» SOURCE EXCERPT
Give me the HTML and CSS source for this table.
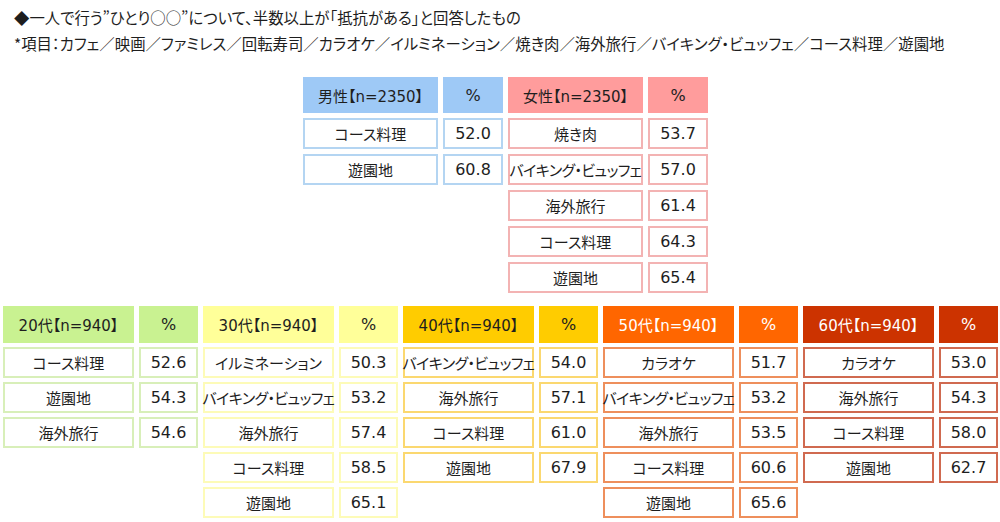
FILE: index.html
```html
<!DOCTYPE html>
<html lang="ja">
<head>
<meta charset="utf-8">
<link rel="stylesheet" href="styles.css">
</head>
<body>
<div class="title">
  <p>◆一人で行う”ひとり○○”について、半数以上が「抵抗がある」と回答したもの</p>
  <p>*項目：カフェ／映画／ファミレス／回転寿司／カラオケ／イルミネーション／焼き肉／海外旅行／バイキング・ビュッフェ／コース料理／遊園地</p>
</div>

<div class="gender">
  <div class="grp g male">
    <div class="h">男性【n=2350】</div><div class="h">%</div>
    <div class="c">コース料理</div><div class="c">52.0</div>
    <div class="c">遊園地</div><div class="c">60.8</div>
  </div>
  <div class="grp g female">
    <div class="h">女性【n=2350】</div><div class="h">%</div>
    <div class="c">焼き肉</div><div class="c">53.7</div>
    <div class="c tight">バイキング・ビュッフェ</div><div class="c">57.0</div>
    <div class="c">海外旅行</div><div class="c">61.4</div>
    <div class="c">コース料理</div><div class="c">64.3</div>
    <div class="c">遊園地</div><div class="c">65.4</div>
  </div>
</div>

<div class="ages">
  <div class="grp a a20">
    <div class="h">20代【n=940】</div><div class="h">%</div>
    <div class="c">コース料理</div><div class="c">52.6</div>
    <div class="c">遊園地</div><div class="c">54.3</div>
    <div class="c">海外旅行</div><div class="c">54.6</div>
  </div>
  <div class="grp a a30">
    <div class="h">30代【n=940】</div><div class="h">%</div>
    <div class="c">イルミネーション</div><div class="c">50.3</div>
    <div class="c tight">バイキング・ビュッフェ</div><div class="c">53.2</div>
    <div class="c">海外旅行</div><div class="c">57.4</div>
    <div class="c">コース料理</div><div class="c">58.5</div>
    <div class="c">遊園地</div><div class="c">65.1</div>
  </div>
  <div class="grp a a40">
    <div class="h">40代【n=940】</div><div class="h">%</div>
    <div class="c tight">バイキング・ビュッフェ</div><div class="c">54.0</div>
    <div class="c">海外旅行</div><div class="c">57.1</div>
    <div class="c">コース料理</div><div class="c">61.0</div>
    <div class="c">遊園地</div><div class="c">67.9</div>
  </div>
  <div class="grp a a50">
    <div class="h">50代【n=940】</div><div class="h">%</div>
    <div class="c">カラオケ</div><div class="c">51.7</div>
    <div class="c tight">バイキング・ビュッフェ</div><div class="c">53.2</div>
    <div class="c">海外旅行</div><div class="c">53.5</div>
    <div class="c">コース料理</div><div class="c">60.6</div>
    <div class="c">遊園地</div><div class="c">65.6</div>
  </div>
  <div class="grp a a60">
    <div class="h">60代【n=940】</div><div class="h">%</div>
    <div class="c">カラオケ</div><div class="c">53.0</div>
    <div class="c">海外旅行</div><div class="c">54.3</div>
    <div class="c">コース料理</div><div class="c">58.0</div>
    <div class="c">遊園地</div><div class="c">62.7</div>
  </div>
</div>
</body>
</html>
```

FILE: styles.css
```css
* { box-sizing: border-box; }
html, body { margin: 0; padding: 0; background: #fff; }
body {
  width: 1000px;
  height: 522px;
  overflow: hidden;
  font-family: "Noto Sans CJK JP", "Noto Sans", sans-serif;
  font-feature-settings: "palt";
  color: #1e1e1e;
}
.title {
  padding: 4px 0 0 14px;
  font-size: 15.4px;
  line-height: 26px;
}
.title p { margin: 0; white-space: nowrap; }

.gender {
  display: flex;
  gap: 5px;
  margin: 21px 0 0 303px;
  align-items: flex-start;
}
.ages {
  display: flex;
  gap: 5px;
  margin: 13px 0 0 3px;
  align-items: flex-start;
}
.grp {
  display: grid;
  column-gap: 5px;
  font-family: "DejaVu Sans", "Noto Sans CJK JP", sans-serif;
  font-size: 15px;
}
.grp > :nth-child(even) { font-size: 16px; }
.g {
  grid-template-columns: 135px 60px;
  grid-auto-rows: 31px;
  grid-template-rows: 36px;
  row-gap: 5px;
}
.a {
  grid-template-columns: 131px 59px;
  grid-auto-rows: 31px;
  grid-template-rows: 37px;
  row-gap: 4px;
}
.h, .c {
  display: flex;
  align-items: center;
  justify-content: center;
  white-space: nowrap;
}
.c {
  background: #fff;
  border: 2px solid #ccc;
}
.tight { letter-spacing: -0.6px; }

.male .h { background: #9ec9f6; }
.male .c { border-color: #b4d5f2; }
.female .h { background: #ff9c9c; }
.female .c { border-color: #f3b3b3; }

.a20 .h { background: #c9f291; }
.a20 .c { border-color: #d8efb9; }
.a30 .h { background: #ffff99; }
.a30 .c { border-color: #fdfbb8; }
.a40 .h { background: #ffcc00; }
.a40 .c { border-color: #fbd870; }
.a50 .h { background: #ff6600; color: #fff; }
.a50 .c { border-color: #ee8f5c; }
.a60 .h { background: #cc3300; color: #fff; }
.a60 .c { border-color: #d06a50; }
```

» STATED TASK
Quote the full listing above word for word; exclude every picture from the copy.

» OUTPUT FOR THIS TASK
Give me the HTML and CSS source for this table.
FILE: index.html
```html
<!DOCTYPE html>
<html lang="ja">
<head>
<meta charset="utf-8">
<link rel="stylesheet" href="styles.css">
</head>
<body>
<div class="title">
  <p>◆一人で行う”ひとり○○”について、半数以上が「抵抗がある」と回答したもの</p>
  <p>*項目：カフェ／映画／ファミレス／回転寿司／カラオケ／イルミネーション／焼き肉／海外旅行／バイキング・ビュッフェ／コース料理／遊園地</p>
</div>

<div class="gender">
  <div class="grp g male">
    <div class="h">男性【n=2350】</div><div class="h">%</div>
    <div class="c">コース料理</div><div class="c">52.0</div>
    <div class="c">遊園地</div><div class="c">60.8</div>
  </div>
  <div class="grp g female">
    <div class="h">女性【n=2350】</div><div class="h">%</div>
    <div class="c">焼き肉</div><div class="c">53.7</div>
    <div class="c tight">バイキング・ビュッフェ</div><div class="c">57.0</div>
    <div class="c">海外旅行</div><div class="c">61.4</div>
    <div class="c">コース料理</div><div class="c">64.3</div>
    <div class="c">遊園地</div><div class="c">65.4</div>
  </div>
</div>

<div class="ages">
  <div class="grp a a20">
    <div class="h">20代【n=940】</div><div class="h">%</div>
    <div class="c">コース料理</div><div class="c">52.6</div>
    <div class="c">遊園地</div><div class="c">54.3</div>
    <div class="c">海外旅行</div><div class="c">54.6</div>
  </div>
  <div class="grp a a30">
    <div class="h">30代【n=940】</div><div class="h">%</div>
    <div class="c">イルミネーション</div><div class="c">50.3</div>
    <div class="c tight">バイキング・ビュッフェ</div><div class="c">53.2</div>
    <div class="c">海外旅行</div><div class="c">57.4</div>
    <div class="c">コース料理</div><div class="c">58.5</div>
    <div class="c">遊園地</div><div class="c">65.1</div>
  </div>
  <div class="grp a a40">
    <div class="h">40代【n=940】</div><div class="h">%</div>
    <div class="c tight">バイキング・ビュッフェ</div><div class="c">54.0</div>
    <div class="c">海外旅行</div><div class="c">57.1</div>
    <div class="c">コース料理</div><div class="c">61.0</div>
    <div class="c">遊園地</div><div class="c">67.9</div>
  </div>
  <div class="grp a a50">
    <div class="h">50代【n=940】</div><div class="h">%</div>
    <div class="c">カラオケ</div><div class="c">51.7</div>
    <div class="c tight">バイキング・ビュッフェ</div><div class="c">53.2</div>
    <div class="c">海外旅行</div><div class="c">53.5</div>
    <div class="c">コース料理</div><div class="c">60.6</div>
    <div class="c">遊園地</div><div class="c">65.6</div>
  </div>
  <div class="grp a a60">
    <div class="h">60代【n=940】</div><div class="h">%</div>
    <div class="c">カラオケ</div><div class="c">53.0</div>
    <div class="c">海外旅行</div><div class="c">54.3</div>
    <div class="c">コース料理</div><div class="c">58.0</div>
    <div class="c">遊園地</div><div class="c">62.7</div>
  </div>
</div>
</body>
</html>
```

FILE: styles.css
```css
* { box-sizing: border-box; }
html, body { margin: 0; padding: 0; background: #fff; }
body {
  width: 1000px;
  height: 522px;
  overflow: hidden;
  font-family: "Noto Sans CJK JP", "Noto Sans", sans-serif;
  font-feature-settings: "palt";
  color: #1e1e1e;
}
.title {
  padding: 4px 0 0 14px;
  font-size: 15.4px;
  line-height: 26px;
}
.title p { margin: 0; white-space: nowrap; }

.gender {
  display: flex;
  gap: 5px;
  margin: 21px 0 0 303px;
  align-items: flex-start;
}
.ages {
  display: flex;
  gap: 5px;
  margin: 13px 0 0 3px;
  align-items: flex-start;
}
.grp {
  display: grid;
  column-gap: 5px;
  font-family: "DejaVu Sans", "Noto Sans CJK JP", sans-serif;
  font-size: 15px;
}
.grp > :nth-child(even) { font-size: 16px; }
.g {
  grid-template-columns: 135px 60px;
  grid-auto-rows: 31px;
  grid-template-rows: 36px;
  row-gap: 5px;
}
.a {
  grid-template-columns: 131px 59px;
  grid-auto-rows: 31px;
  grid-template-rows: 37px;
  row-gap: 4px;
}
.h, .c {
  display: flex;
  align-items: center;
  justify-content: center;
  white-space: nowrap;
}
.c {
  background: #fff;
  border: 2px solid #ccc;
}
.tight { letter-spacing: -0.6px; }

.male .h { background: #9ec9f6; }
.male .c { border-color: #b4d5f2; }
.female .h { background: #ff9c9c; }
.female .c { border-color: #f3b3b3; }

.a20 .h { background: #c9f291; }
.a20 .c { border-color: #d8efb9; }
.a30 .h { background: #ffff99; }
.a30 .c { border-color: #fdfbb8; }
.a40 .h { background: #ffcc00; }
.a40 .c { border-color: #fbd870; }
.a50 .h { background: #ff6600; color: #fff; }
.a50 .c { border-color: #ee8f5c; }
.a60 .h { background: #cc3300; color: #fff; }
.a60 .c { border-color: #d06a50; }
```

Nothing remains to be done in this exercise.